> EXTRACTED ENTRIES
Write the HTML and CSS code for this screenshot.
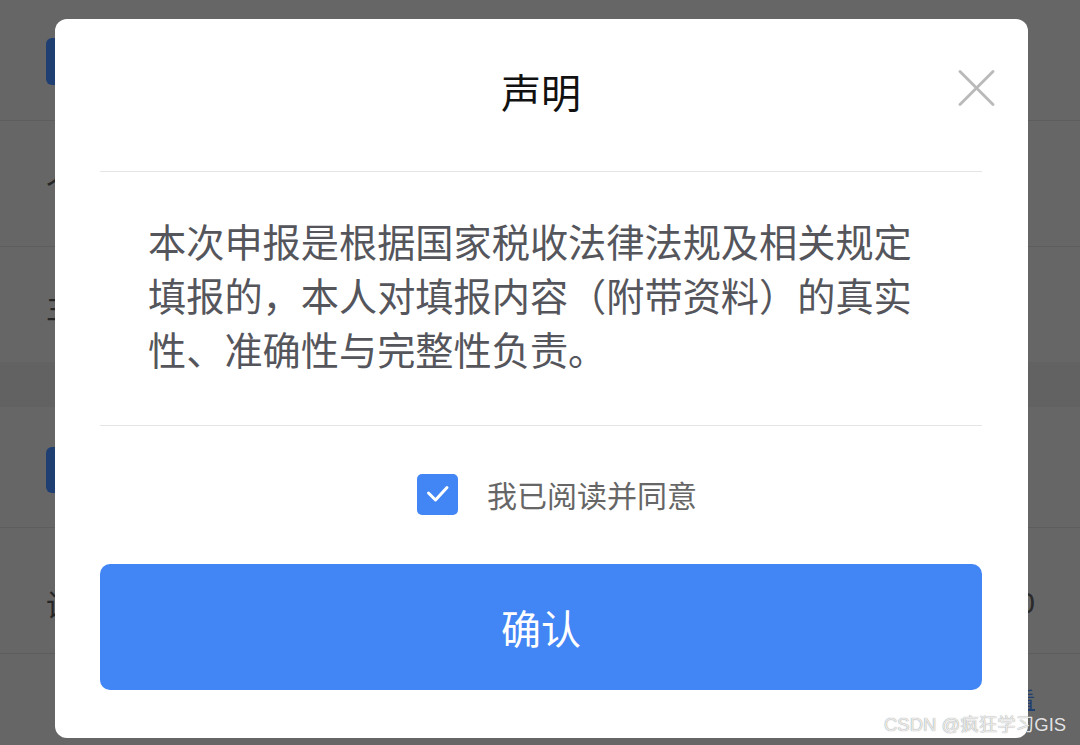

==

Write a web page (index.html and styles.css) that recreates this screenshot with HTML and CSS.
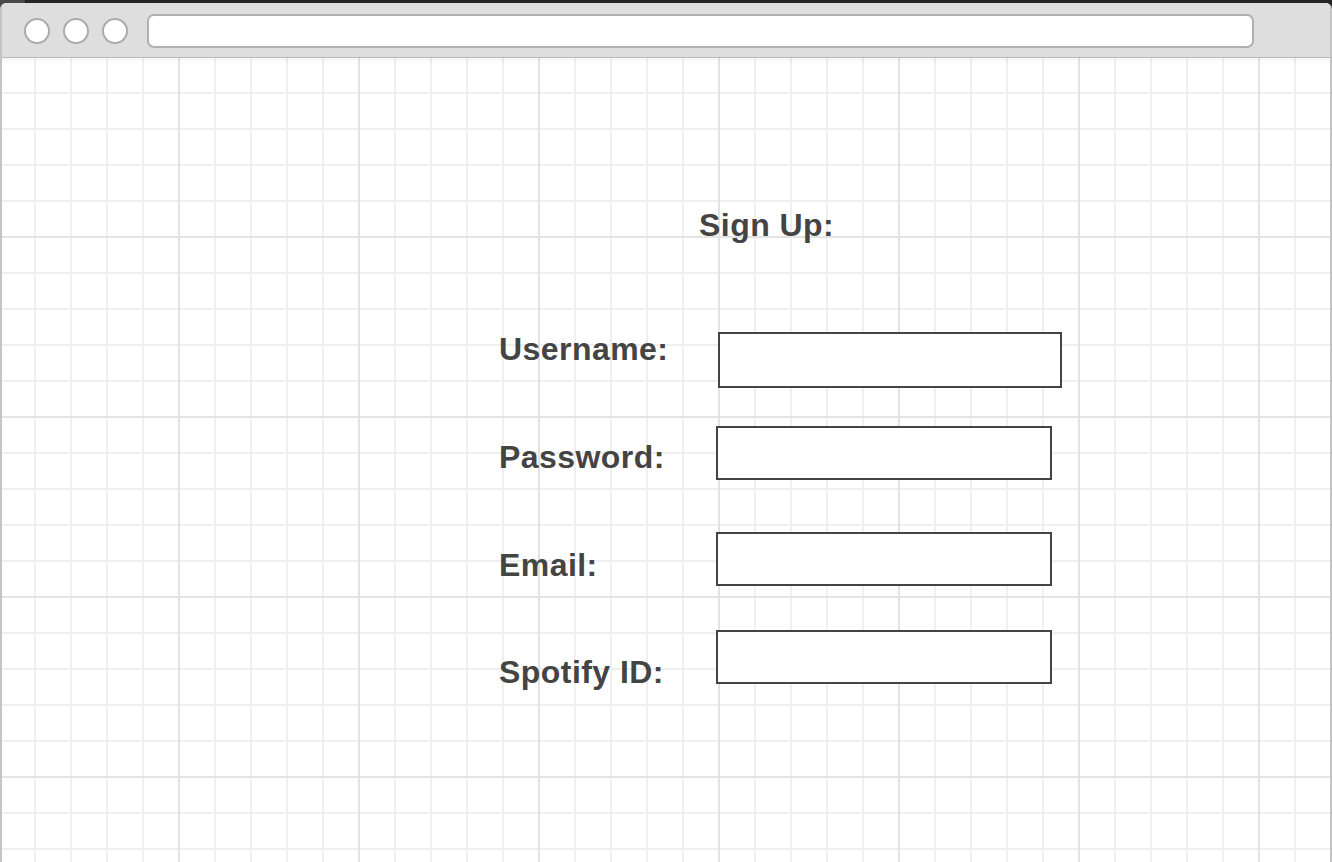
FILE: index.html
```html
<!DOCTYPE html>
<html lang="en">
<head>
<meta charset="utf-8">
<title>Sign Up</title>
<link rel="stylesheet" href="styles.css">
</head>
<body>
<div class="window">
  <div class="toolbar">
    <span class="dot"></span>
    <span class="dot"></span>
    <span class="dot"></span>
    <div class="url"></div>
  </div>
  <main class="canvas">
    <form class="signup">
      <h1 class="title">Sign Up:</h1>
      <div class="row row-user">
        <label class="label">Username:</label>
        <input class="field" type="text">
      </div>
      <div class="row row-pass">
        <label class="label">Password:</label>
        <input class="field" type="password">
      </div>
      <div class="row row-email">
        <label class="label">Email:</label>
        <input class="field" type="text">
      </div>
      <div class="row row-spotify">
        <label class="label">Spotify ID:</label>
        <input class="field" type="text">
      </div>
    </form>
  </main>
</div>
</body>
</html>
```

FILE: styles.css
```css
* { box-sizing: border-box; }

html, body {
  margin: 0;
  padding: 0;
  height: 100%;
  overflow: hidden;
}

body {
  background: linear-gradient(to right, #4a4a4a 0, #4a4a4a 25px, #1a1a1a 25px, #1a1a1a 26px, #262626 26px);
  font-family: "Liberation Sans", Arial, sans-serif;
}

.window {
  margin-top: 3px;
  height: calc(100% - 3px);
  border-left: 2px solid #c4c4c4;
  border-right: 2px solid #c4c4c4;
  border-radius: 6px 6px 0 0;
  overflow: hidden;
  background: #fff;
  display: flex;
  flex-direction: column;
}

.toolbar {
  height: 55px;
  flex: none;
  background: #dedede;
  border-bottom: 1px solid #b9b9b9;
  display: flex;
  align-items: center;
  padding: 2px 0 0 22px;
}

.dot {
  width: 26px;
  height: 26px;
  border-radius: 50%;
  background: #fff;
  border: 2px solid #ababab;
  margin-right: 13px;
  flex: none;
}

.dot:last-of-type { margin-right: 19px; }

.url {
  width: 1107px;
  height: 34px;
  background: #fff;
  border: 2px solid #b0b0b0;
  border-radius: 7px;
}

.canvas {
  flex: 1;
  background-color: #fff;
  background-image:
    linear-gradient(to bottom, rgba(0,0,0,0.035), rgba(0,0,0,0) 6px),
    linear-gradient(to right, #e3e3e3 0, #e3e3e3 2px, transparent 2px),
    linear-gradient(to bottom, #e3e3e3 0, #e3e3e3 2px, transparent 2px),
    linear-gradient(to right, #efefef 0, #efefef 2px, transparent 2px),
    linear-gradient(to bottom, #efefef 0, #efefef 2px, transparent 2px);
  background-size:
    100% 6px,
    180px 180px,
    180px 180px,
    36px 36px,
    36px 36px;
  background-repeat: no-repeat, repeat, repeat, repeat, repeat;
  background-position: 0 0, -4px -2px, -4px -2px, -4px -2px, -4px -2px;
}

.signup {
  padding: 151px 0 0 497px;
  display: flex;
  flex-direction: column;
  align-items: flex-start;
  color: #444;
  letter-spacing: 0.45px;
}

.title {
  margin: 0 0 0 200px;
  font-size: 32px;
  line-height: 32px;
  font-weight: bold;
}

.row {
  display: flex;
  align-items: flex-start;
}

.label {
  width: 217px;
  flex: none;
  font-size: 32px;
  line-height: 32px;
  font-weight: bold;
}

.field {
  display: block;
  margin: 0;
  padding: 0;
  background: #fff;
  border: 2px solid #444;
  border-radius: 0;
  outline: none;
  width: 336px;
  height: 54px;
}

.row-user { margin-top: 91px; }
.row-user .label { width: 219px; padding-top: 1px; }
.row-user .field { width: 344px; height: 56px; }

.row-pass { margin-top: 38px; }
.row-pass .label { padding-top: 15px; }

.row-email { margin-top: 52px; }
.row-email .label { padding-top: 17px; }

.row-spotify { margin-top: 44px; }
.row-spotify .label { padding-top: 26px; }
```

==

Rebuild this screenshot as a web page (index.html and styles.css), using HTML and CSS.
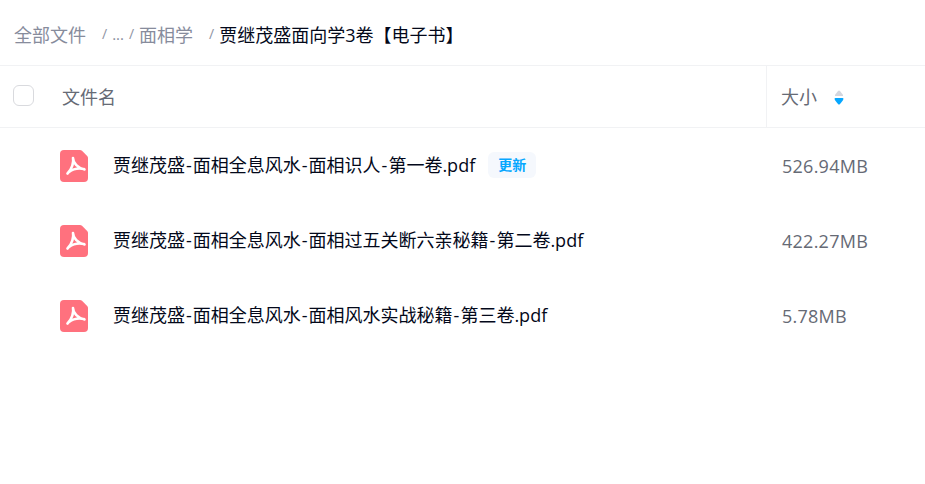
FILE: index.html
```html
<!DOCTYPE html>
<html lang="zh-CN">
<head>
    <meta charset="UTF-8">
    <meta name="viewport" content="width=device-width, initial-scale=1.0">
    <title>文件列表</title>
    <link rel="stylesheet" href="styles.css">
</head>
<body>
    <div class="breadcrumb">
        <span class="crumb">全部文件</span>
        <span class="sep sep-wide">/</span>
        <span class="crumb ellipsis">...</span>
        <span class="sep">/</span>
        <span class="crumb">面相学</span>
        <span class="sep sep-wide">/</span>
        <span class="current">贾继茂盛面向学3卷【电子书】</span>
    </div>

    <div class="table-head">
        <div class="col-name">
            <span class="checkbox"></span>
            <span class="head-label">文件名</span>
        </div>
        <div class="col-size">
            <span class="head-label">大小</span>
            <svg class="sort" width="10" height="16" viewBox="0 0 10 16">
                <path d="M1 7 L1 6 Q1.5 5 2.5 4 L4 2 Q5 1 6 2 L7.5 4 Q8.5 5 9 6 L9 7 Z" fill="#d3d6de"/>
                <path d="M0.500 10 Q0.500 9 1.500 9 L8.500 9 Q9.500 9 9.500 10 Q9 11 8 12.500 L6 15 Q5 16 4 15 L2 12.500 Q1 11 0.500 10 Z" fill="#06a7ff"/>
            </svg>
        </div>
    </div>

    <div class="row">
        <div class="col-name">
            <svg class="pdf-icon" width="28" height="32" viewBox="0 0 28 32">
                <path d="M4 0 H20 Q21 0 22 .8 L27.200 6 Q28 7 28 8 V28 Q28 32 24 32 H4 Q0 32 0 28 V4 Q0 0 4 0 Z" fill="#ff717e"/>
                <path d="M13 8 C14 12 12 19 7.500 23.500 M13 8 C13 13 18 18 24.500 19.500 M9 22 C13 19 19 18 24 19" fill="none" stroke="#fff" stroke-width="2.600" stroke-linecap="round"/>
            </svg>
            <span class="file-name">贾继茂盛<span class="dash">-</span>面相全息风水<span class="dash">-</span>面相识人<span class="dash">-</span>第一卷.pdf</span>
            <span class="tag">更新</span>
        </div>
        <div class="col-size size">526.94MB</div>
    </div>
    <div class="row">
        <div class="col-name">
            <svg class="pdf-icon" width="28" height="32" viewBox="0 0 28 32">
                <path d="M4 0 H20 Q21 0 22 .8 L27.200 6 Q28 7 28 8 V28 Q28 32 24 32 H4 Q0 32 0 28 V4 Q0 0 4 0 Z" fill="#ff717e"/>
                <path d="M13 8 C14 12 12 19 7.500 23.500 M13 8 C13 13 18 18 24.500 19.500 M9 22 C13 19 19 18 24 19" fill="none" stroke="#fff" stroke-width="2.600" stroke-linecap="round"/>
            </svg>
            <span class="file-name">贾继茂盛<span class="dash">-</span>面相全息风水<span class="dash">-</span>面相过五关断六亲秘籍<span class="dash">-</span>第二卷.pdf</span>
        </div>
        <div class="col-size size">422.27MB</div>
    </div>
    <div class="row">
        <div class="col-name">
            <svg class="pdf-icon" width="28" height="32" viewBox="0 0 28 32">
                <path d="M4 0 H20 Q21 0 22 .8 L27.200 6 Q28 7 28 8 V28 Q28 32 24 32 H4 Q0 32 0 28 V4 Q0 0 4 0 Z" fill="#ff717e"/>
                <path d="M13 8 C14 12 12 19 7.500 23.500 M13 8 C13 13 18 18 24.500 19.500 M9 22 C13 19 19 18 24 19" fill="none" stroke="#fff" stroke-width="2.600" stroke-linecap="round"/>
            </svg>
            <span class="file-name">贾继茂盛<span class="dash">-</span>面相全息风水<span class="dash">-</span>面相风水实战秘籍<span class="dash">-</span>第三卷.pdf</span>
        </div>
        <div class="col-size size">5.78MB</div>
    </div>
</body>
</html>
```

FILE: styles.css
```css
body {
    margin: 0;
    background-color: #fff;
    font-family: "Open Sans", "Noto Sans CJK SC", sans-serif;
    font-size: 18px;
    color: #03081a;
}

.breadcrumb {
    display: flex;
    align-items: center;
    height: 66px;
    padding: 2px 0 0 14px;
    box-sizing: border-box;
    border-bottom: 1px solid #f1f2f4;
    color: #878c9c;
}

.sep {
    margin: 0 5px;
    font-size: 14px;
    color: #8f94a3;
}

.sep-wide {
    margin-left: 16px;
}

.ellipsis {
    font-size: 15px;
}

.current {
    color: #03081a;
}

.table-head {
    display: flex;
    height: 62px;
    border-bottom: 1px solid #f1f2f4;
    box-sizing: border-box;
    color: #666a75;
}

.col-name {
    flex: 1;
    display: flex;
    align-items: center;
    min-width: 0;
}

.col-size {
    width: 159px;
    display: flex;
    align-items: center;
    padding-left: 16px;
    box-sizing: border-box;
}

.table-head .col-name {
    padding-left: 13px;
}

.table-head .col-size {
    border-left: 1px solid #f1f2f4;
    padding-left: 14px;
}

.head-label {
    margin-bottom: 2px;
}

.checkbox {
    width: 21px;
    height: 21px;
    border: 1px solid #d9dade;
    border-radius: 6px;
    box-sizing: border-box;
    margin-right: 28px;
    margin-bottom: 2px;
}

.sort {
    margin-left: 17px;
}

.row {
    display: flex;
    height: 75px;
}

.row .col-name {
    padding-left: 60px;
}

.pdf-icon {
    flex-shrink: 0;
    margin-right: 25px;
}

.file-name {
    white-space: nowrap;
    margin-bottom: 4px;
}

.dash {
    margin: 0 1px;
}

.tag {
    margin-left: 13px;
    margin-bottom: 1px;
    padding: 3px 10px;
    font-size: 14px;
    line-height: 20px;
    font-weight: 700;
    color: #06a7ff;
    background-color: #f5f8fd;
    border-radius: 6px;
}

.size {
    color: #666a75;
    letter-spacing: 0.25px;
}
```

> WRITTEN INSTRUCTION
Scan the material for lines with the word "styles", and copy each line you find.

> FULL ANSWER
Write a web page (index.html and styles.css) that recreates this screenshot with HTML and CSS.
<link rel="stylesheet" href="styles.css">
FILE: styles.css
Rebuild this screenshot as a web page (index.html and styles.css), using HTML and CSS.
    <link rel="stylesheet" href="styles.css">
FILE: styles.css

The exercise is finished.